* BEGIN Supplied data *
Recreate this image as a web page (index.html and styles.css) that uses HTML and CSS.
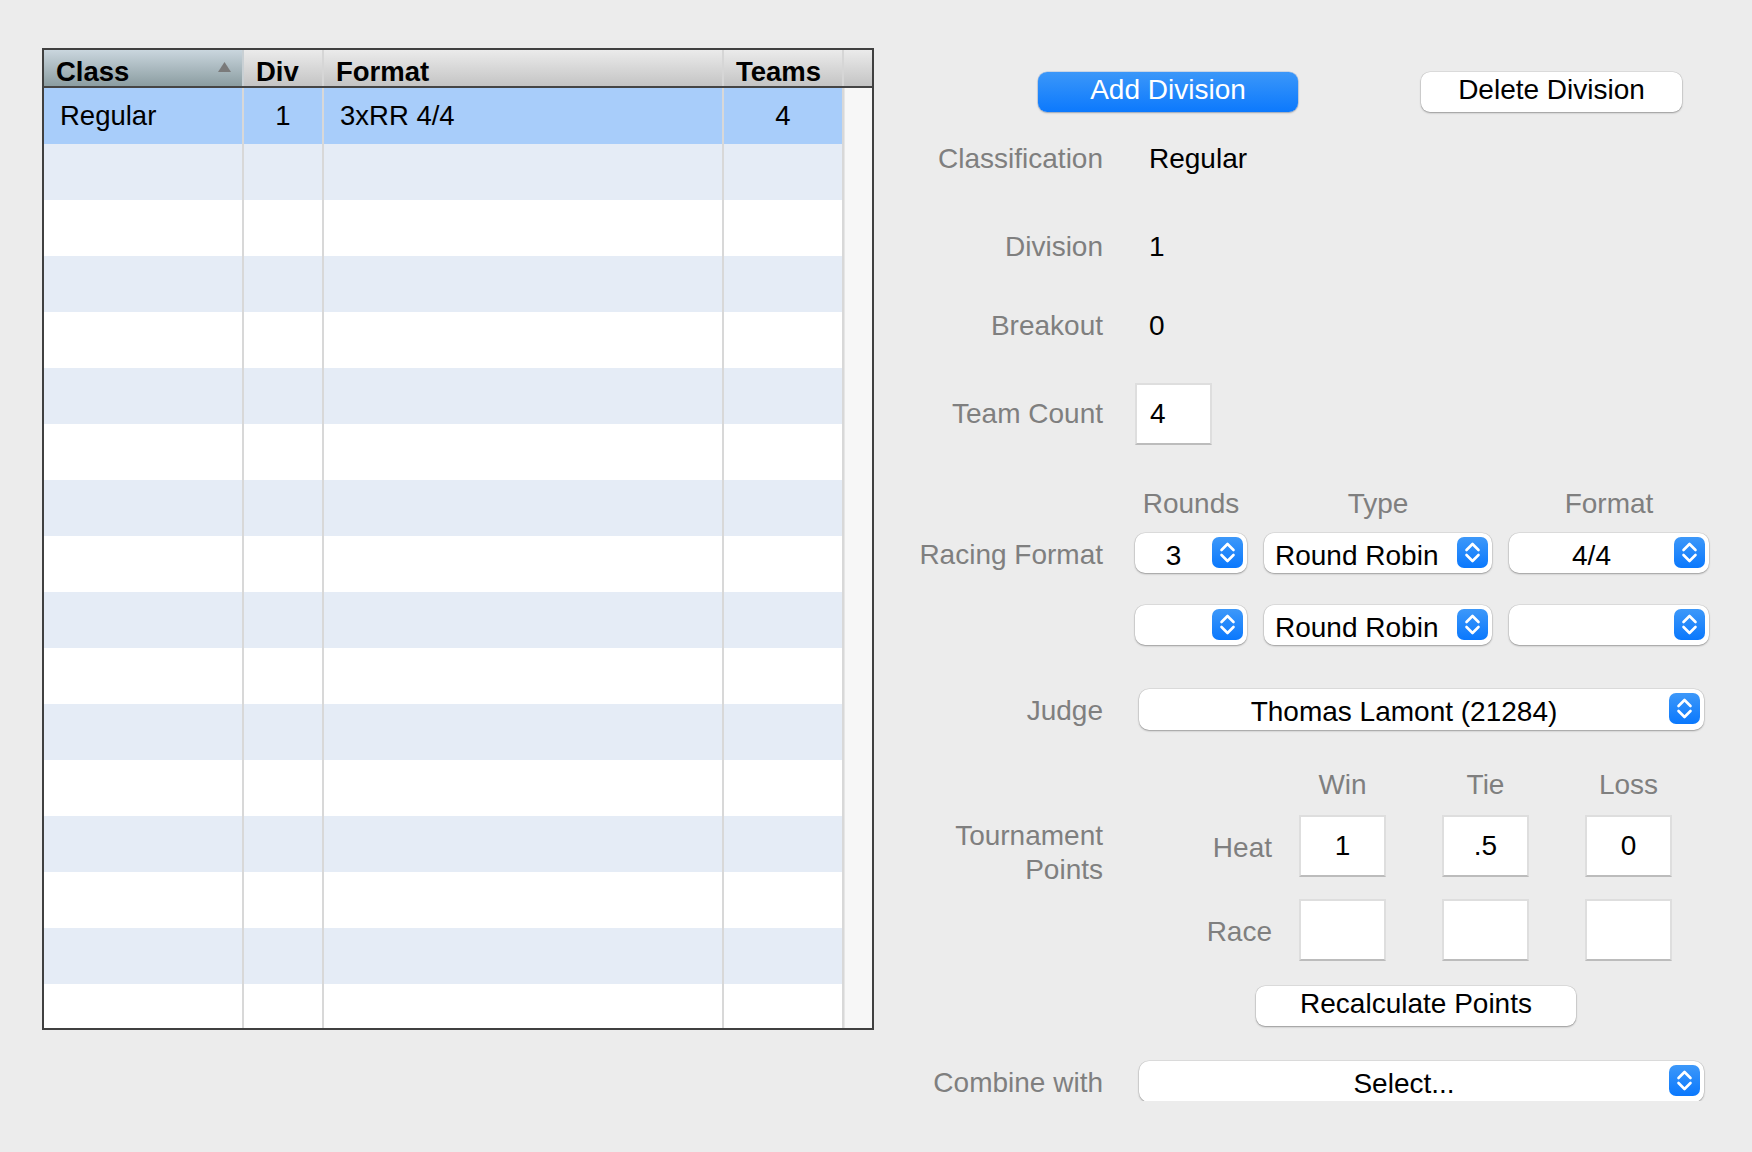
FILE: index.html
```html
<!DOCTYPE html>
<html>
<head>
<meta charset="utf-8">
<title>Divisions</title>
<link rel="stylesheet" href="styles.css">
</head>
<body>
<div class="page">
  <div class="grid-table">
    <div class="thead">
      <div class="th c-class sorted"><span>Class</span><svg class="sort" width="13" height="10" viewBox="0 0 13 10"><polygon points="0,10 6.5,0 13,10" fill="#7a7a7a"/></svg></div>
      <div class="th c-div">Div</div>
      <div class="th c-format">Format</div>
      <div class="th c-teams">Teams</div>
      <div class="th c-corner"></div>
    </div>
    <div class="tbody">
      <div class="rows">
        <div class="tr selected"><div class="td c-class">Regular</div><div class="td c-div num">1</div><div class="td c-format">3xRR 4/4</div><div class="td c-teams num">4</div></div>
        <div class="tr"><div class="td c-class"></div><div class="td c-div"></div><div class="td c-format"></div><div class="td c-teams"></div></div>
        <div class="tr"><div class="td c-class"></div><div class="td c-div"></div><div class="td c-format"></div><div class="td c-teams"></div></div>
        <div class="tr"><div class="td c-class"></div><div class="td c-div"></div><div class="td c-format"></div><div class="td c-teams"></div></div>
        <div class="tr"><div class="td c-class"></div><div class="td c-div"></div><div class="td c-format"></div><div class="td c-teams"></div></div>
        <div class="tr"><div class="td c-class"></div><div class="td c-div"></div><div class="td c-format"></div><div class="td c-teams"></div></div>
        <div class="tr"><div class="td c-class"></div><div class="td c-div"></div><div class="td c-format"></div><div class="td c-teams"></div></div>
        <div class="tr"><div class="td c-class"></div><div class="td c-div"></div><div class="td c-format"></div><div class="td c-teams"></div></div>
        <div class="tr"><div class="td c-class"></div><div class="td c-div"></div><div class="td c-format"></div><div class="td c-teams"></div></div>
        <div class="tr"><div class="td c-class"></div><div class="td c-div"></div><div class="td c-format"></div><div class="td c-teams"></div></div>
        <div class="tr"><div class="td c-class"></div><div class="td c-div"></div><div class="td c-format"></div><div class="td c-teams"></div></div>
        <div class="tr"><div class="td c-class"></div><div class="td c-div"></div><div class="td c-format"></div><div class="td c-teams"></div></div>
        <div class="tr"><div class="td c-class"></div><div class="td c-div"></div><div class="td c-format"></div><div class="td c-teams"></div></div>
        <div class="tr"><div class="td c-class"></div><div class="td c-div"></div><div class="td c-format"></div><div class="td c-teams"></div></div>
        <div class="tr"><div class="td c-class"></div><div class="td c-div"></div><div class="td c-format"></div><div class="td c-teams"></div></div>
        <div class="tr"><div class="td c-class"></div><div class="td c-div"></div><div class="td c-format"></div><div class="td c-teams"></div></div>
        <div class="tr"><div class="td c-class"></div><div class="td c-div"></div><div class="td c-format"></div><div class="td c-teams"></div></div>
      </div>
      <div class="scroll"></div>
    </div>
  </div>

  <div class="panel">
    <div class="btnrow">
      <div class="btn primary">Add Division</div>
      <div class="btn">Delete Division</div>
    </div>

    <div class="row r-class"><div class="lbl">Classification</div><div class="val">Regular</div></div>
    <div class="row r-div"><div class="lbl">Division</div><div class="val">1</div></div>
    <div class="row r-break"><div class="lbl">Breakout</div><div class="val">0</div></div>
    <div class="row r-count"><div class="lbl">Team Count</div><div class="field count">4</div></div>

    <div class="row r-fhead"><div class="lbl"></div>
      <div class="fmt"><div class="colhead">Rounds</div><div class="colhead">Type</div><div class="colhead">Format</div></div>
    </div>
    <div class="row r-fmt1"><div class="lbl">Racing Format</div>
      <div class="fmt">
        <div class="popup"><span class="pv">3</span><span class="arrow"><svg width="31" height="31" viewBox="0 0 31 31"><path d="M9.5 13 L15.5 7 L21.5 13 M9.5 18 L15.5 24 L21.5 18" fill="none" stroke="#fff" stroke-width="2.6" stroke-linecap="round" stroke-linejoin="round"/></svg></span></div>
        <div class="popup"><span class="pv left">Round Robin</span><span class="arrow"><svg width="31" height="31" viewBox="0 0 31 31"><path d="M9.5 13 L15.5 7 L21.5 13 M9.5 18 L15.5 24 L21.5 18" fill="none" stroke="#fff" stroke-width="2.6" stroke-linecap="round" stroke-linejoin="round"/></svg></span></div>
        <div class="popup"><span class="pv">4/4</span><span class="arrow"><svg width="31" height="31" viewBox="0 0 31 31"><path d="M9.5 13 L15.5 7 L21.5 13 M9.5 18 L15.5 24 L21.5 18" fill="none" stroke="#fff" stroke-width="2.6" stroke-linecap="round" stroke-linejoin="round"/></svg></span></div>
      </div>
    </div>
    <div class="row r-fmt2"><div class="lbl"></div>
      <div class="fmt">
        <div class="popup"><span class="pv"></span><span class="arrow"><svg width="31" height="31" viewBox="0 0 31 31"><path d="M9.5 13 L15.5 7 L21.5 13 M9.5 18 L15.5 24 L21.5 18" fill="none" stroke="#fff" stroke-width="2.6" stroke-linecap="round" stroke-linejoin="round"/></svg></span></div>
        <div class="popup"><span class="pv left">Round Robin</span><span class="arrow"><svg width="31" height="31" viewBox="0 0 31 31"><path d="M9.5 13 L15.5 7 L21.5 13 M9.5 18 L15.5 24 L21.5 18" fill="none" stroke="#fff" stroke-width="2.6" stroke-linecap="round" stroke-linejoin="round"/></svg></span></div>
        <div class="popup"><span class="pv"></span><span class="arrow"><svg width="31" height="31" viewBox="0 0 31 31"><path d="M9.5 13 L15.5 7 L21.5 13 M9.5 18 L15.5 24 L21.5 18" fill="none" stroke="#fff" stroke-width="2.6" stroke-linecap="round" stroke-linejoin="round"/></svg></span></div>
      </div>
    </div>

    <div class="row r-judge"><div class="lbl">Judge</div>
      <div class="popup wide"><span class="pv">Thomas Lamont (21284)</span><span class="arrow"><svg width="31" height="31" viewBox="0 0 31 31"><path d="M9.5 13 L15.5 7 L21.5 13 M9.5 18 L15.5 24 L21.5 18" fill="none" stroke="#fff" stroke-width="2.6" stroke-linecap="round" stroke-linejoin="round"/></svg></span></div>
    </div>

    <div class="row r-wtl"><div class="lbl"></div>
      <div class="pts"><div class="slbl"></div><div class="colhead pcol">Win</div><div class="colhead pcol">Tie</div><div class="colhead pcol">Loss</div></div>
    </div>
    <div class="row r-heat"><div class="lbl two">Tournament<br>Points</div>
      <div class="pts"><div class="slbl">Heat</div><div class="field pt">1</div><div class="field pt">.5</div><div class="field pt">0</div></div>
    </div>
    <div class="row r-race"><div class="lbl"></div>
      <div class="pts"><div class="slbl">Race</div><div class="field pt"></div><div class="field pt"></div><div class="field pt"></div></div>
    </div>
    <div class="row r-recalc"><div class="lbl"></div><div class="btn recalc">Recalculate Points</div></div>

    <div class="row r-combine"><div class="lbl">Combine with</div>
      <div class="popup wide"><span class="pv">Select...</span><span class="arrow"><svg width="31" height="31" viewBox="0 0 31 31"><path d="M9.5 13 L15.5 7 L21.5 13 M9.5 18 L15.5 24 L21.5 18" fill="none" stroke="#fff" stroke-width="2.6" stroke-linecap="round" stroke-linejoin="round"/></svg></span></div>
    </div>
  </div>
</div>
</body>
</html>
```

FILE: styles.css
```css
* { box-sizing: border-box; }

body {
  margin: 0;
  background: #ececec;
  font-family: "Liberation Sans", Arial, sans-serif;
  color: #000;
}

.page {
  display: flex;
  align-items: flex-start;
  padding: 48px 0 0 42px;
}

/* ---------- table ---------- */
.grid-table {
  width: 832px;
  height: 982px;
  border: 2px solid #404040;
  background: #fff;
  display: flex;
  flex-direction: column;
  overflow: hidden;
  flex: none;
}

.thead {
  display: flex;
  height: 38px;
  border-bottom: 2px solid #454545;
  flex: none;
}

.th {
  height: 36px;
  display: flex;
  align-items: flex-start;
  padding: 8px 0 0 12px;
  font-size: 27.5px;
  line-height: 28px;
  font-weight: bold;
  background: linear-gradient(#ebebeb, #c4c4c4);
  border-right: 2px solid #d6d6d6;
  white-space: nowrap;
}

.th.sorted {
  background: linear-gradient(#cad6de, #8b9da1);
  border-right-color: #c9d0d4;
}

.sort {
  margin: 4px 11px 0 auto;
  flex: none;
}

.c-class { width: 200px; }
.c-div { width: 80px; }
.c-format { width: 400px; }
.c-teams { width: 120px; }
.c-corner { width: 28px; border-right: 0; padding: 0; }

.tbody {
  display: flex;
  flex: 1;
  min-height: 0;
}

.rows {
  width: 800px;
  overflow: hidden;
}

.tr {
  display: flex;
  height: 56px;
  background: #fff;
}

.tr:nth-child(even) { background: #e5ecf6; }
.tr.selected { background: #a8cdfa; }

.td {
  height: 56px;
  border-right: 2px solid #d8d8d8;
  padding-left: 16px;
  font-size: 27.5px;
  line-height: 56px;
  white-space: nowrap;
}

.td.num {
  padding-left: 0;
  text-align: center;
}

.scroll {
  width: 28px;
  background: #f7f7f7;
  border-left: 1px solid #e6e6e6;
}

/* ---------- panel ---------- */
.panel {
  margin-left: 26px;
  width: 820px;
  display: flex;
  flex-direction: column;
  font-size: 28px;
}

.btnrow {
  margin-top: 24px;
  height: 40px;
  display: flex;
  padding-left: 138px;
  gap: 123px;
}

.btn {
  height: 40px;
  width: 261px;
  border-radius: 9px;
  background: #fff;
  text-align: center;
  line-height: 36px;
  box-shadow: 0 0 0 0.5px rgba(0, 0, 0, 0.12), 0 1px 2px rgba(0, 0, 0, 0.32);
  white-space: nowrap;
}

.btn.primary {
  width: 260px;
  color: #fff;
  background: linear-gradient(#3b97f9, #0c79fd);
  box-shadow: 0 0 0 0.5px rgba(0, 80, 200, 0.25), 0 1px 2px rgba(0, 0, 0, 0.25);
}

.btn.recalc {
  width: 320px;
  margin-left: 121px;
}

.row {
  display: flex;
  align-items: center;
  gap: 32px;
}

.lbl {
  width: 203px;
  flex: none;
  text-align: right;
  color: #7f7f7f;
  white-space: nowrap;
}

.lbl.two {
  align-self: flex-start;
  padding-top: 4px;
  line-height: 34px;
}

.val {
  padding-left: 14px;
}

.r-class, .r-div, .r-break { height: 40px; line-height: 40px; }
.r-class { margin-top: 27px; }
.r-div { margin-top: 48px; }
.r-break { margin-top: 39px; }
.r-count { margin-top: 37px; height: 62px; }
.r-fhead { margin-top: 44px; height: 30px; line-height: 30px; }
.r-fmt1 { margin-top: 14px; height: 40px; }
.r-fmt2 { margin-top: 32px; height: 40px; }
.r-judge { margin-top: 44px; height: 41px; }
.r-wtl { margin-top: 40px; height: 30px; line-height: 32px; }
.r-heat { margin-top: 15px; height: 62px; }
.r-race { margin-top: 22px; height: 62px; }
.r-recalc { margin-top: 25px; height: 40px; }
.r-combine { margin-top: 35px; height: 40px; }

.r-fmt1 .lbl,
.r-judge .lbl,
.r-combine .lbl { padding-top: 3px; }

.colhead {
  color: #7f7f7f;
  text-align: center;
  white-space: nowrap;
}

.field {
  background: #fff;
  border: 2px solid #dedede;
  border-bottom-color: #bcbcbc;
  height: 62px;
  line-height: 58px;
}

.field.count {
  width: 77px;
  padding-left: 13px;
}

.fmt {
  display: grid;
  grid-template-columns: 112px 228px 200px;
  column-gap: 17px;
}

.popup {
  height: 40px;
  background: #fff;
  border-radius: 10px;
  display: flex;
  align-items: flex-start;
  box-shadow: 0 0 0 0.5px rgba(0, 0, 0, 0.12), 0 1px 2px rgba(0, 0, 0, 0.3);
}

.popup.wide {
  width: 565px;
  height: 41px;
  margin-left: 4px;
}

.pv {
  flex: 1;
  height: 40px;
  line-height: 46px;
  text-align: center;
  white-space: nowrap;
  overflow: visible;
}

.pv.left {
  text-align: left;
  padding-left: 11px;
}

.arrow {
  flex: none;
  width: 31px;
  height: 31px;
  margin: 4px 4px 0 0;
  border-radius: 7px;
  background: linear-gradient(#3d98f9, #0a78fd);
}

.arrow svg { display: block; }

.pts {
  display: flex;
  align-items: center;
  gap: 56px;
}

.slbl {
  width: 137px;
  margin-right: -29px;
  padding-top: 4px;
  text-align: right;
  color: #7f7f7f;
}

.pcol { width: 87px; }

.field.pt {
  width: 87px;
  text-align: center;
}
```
* END Supplied data *
Task to carry out:
Report how many lines in the data include the word "page", and give nothing but the count.

Task response:
3